» **Data shown**
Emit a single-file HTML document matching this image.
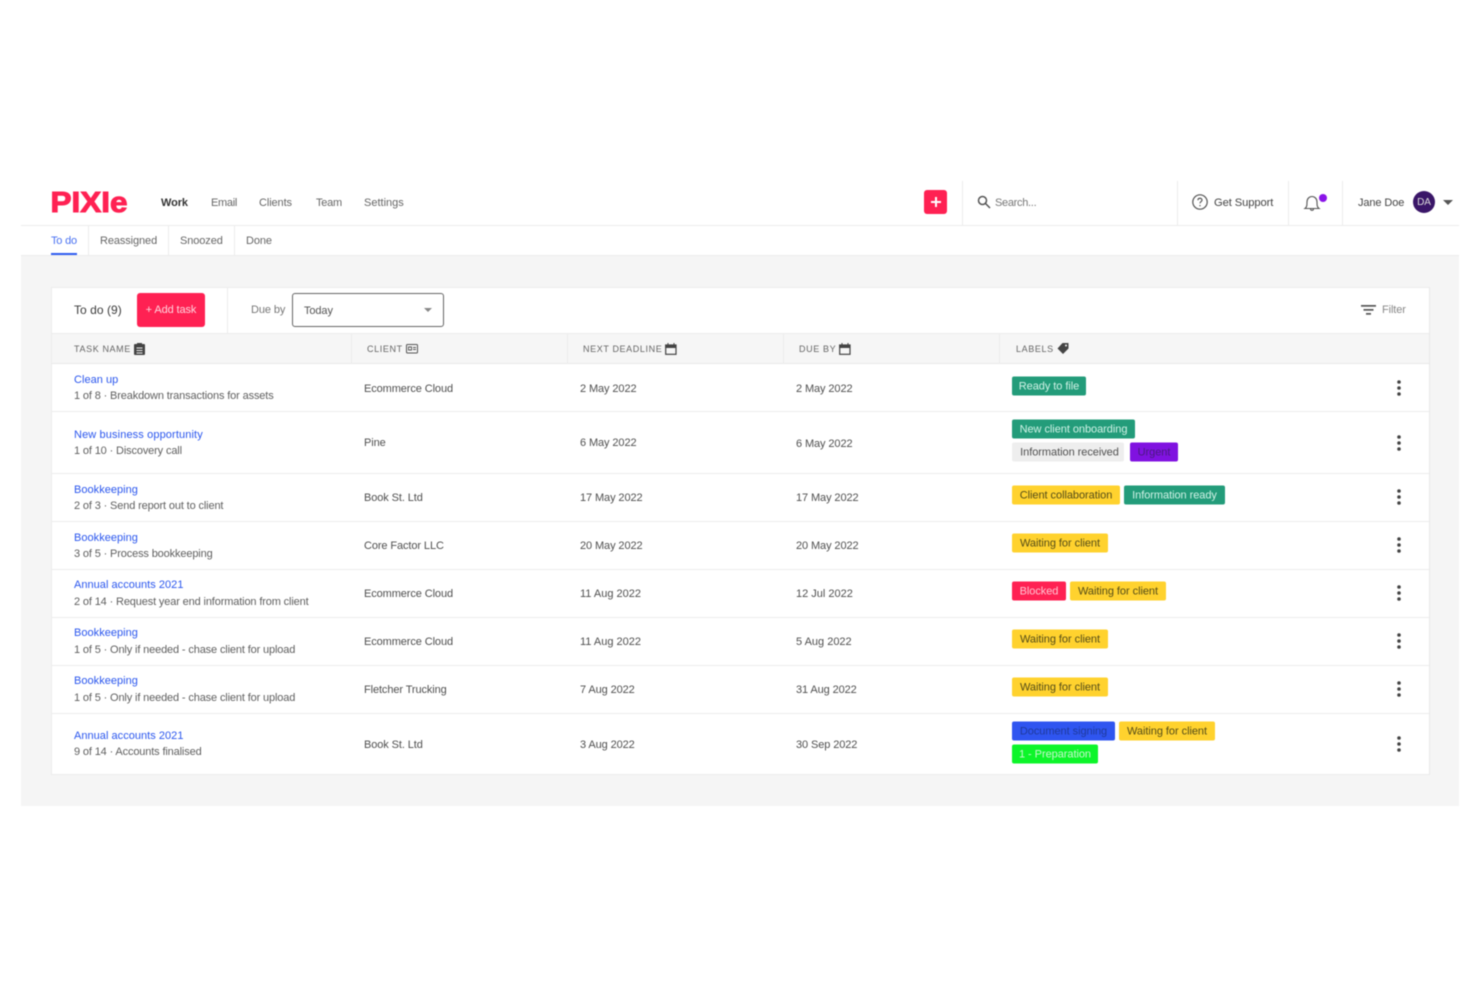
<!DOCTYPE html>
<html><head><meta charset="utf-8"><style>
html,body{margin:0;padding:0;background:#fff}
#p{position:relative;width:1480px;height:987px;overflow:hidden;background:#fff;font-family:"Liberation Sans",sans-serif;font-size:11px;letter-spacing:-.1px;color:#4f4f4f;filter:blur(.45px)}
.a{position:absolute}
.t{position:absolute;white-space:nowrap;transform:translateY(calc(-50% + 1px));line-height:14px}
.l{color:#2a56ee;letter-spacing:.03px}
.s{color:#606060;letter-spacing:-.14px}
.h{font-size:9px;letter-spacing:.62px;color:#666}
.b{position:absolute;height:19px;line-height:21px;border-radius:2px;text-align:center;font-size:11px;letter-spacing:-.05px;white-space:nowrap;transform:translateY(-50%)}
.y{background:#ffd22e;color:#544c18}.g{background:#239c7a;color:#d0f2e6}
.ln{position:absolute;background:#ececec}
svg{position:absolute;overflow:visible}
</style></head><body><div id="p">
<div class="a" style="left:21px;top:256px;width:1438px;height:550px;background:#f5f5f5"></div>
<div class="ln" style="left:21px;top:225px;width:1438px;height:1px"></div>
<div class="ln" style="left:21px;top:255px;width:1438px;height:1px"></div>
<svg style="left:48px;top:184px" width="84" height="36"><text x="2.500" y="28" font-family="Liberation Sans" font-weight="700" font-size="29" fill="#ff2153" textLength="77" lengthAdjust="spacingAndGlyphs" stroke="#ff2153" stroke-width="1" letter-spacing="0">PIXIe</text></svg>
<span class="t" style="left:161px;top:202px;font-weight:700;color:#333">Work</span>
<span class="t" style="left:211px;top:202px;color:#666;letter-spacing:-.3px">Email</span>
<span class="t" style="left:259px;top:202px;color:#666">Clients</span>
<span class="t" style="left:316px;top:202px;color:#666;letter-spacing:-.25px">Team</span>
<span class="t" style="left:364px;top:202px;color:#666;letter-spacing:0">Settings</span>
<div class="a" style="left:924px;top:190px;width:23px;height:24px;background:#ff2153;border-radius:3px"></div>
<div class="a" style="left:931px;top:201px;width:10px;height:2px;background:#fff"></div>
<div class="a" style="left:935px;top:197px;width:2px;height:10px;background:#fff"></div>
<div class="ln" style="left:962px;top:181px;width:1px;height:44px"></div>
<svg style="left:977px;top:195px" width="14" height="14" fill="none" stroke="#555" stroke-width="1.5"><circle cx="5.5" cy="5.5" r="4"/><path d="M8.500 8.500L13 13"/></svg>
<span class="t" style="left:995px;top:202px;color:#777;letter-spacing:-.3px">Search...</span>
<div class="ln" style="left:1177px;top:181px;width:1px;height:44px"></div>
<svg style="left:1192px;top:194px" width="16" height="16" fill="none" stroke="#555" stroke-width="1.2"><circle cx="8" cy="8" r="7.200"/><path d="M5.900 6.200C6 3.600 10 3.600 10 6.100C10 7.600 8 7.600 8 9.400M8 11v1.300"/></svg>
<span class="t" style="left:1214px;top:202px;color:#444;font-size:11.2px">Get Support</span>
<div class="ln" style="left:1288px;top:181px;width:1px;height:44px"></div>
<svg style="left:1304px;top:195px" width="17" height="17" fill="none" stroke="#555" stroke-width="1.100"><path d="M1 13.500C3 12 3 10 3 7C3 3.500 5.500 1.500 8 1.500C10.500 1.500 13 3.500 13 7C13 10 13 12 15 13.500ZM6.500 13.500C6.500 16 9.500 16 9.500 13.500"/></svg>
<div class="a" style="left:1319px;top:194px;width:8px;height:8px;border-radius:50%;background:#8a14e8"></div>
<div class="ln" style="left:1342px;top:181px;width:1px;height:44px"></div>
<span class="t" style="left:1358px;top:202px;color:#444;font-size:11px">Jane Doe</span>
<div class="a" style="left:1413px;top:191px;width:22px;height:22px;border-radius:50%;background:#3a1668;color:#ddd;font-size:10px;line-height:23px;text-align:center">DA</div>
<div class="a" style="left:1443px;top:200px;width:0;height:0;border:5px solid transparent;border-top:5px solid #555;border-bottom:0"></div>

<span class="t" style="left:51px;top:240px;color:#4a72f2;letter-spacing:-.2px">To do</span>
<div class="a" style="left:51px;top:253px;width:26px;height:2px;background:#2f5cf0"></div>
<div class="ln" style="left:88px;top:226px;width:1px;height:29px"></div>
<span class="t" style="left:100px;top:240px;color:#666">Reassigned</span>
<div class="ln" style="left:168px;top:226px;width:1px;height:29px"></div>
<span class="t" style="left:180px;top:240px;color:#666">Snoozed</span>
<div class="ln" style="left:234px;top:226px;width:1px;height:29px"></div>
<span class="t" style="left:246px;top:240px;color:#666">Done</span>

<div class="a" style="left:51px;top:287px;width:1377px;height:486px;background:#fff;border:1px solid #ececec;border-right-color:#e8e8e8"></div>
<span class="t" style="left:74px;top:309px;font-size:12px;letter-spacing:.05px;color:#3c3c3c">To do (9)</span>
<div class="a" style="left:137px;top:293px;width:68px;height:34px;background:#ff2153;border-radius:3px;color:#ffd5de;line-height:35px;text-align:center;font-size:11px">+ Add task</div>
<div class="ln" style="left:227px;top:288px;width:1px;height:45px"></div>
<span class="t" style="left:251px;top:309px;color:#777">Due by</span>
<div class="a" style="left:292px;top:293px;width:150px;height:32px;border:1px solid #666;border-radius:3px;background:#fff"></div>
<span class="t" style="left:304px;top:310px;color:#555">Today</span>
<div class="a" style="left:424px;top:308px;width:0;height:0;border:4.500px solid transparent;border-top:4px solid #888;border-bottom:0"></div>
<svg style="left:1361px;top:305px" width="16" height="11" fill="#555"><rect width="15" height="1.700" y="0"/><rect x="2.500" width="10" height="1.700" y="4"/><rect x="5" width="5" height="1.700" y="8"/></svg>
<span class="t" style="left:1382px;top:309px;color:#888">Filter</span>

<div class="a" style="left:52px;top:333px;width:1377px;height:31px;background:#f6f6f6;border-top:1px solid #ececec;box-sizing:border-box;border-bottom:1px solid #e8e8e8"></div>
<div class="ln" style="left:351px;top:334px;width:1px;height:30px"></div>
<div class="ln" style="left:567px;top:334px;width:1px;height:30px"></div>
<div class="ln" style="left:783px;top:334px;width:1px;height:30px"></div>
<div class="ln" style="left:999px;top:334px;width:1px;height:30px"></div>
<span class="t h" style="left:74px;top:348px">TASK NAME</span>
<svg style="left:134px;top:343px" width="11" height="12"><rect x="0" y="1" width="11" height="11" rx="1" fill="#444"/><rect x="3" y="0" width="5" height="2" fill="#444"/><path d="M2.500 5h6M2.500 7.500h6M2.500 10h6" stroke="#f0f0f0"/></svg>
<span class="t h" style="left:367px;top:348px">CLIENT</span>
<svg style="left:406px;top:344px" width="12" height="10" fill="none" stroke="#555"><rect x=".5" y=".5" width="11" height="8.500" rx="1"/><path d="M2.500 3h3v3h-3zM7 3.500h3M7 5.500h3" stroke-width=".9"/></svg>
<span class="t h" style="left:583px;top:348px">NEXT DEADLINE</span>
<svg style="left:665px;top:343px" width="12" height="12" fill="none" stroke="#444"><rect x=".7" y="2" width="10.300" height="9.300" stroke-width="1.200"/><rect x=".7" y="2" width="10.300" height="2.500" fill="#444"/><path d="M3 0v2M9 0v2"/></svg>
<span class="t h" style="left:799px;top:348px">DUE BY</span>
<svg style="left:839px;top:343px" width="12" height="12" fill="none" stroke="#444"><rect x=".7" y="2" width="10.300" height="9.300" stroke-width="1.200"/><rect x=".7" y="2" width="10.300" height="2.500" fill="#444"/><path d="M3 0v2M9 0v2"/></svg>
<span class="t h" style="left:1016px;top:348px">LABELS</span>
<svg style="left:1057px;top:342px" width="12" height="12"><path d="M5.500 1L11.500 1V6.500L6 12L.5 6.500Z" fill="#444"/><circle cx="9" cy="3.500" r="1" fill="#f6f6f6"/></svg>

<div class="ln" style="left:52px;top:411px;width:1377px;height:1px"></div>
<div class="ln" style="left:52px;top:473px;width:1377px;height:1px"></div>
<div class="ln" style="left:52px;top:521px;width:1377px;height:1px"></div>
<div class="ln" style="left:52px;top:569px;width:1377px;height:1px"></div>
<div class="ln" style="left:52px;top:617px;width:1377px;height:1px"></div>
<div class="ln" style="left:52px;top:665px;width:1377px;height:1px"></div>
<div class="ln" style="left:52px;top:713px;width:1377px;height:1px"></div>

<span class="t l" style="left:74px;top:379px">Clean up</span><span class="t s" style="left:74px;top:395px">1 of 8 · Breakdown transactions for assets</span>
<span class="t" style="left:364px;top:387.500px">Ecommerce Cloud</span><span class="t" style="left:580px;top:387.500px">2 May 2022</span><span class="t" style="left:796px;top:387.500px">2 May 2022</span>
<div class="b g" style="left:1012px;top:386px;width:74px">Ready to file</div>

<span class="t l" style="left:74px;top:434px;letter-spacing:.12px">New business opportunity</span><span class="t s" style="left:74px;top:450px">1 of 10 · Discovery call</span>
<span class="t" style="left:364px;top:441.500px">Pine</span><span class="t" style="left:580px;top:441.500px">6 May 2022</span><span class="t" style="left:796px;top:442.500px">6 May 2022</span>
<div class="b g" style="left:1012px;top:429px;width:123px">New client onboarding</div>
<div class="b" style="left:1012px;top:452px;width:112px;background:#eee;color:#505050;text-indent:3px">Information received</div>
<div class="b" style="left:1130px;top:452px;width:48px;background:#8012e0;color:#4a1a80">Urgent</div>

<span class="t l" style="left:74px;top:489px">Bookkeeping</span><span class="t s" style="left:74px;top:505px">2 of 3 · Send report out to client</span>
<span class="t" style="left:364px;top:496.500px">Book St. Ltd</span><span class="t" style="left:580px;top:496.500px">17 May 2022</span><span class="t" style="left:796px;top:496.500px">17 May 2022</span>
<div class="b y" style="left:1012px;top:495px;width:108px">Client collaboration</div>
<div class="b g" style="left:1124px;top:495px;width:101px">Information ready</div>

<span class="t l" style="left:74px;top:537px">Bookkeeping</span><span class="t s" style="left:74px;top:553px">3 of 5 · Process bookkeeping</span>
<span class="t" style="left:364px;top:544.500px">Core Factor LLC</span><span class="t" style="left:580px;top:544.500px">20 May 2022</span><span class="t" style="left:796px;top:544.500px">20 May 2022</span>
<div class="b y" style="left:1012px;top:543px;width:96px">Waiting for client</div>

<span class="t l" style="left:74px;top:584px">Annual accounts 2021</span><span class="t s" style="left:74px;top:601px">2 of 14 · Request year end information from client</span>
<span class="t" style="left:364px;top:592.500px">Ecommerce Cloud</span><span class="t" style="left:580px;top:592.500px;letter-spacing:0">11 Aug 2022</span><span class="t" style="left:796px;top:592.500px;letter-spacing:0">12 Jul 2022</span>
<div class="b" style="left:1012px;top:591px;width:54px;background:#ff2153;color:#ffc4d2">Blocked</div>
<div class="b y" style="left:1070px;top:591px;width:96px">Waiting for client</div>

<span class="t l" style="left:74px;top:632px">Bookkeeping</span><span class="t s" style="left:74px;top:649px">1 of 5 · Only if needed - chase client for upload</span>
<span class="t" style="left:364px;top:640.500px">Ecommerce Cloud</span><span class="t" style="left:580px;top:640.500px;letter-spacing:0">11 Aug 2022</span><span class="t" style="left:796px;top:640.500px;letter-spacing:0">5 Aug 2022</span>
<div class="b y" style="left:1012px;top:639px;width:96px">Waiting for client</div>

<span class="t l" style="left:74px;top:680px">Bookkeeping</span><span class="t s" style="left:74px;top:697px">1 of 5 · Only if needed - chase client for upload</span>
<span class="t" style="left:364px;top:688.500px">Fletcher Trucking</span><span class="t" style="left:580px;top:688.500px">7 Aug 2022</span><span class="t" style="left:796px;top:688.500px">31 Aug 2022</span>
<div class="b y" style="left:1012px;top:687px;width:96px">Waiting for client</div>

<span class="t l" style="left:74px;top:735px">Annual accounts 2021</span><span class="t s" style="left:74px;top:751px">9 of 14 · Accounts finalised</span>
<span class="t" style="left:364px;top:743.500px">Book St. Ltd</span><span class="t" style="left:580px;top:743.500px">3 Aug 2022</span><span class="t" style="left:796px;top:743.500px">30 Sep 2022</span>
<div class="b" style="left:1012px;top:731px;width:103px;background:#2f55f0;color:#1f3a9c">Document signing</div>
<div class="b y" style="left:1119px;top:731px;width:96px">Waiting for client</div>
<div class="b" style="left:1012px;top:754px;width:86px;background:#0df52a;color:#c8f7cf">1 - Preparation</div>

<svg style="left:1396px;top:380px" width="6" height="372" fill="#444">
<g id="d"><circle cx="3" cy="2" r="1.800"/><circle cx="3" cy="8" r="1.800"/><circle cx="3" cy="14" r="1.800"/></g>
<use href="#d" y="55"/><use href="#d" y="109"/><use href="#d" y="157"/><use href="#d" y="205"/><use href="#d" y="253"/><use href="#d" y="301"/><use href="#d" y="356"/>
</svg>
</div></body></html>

» **Short exercise**
Show all lines above holding "file".

» **Result of this task**
Emit a single-file HTML document matching this image.
<div class="b g" style="left:1012px;top:386px;width:74px">Ready to file</div>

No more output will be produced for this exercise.